Girl Powered Connect

The second annual Girl Powered Connect events took place at the 2018 VEX Robotics World Championship in Louisville, Kentucky just a few weeks ago. Over +1,000 students, teachers and mentors attended worldwide.

During the V5RC Girl Powered Connect, we had the pleasure of hosting Alie Ward, a Daytime Emmy Award-winning science correspondent for CBS’s “The Henry Ford’s Innovation Nation with Mo Rocca,” and co-host of the GE series “In the Wild,” alongside “Mythbuster’s” Adam Savage. She also appears on Science Channel’s “How to Build Everything,” two upcoming 2018 Netflix science shows, and Cooking Channel’s “Food: Fact or Fiction.”

Alie studied both science & film in college and was a staff writer/editor for the Los Angeles Times. She volunteers at the Natural History Museum of Los Angeles County and is a co-founder of the science communication collective Nerd Brigade. She co-hosted the popular comedy podcast “Slumber Party with Alie & Georgia” and now hosts “Ologies,” a comedic science podcast for adults.

The room was totally captivated by what Alie had to share with them, and we wanted to reiterate her message to everyone and to those who couldn’t attend.

Here are the five best pieces of advice Alie has gotten from the geniuses she has worked with and interviewed over the years.


Sometimes you may feel outnumbered, but being in a room with everyone here at the Girl Powered Connect, you’re making history.

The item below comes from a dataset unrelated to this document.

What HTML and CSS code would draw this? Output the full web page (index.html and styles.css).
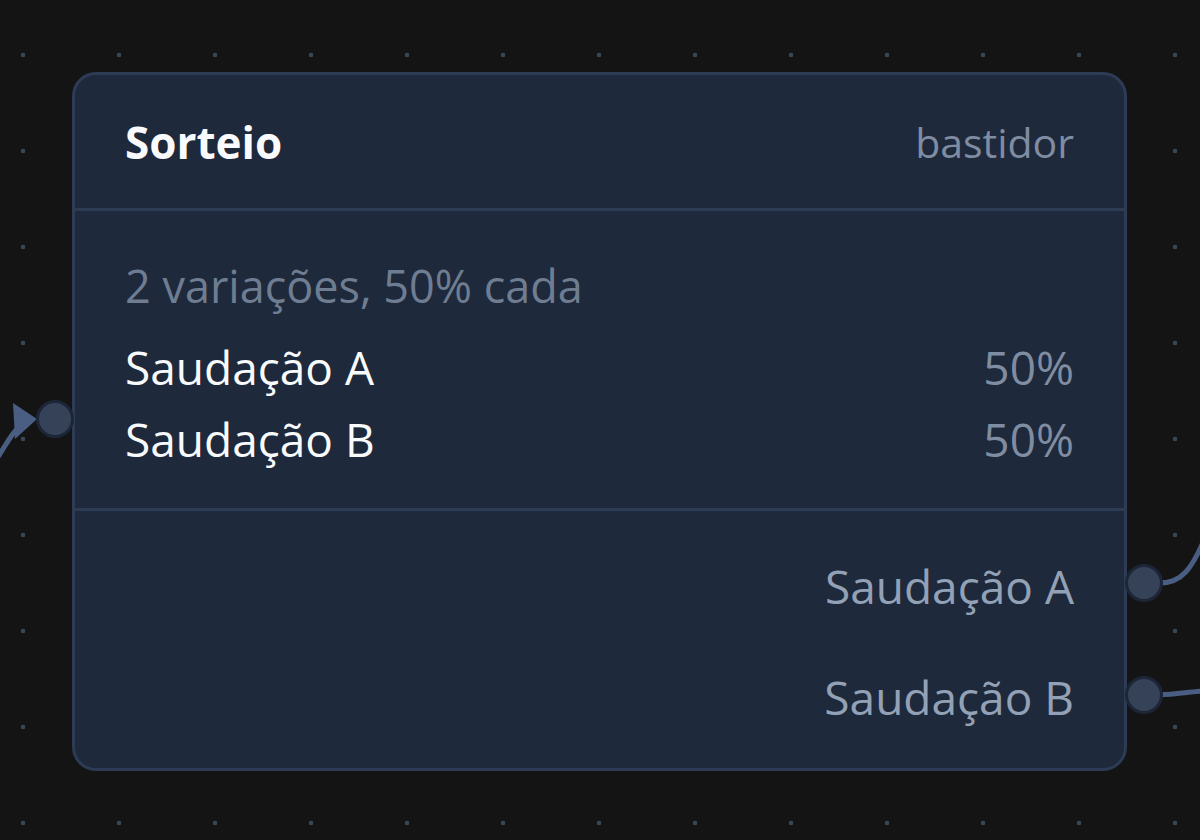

How to: kick butt, take names, and make history in STEM.

5. Be passionate.

Nerds are awesome. Just. Be. You. You don't have to change anything to impress anyone. Embrace what you’re passionate about and lean into that. Passion is what fuels success. Passion guides you.

4. Don’t hide your ideas.

If you have an idea, don’t wait until it’s perfect to start acting on it. Just make them. It will be never be perfect until (ever) but the only way to get something done is just to jump into it and try your best.

3. Get help.

The most successful innovators aren’t afraid to ask for help. Just because you don’t ask for help doesn't mean you're better, it just means the process will take you longer. Get a mentor. Mentors like helping. There's a huge myth in STEM that if you belong here you know everything. Not accurate. Science is discovery. Science isn’t a destination it's a process. And the same goes with robotics.

2. Failure is success.

Don’t be afraid to fail. Everytime you fail, you're learning something else and you're one step closer to success. Success is a series of iterations. The only way to truly fail is to give up or to never try in the first place.

1. Show up like you belong, and have fun.

Stress is just fear, and generally that fear is that you aren’t good enough. You don't have to be perfect (no one is!) you just have to roll with challenges and keep going. Your minds are super valuable, your voices need to be heard, and your ideas are good. You all are the ones that will be mentoring the next generation.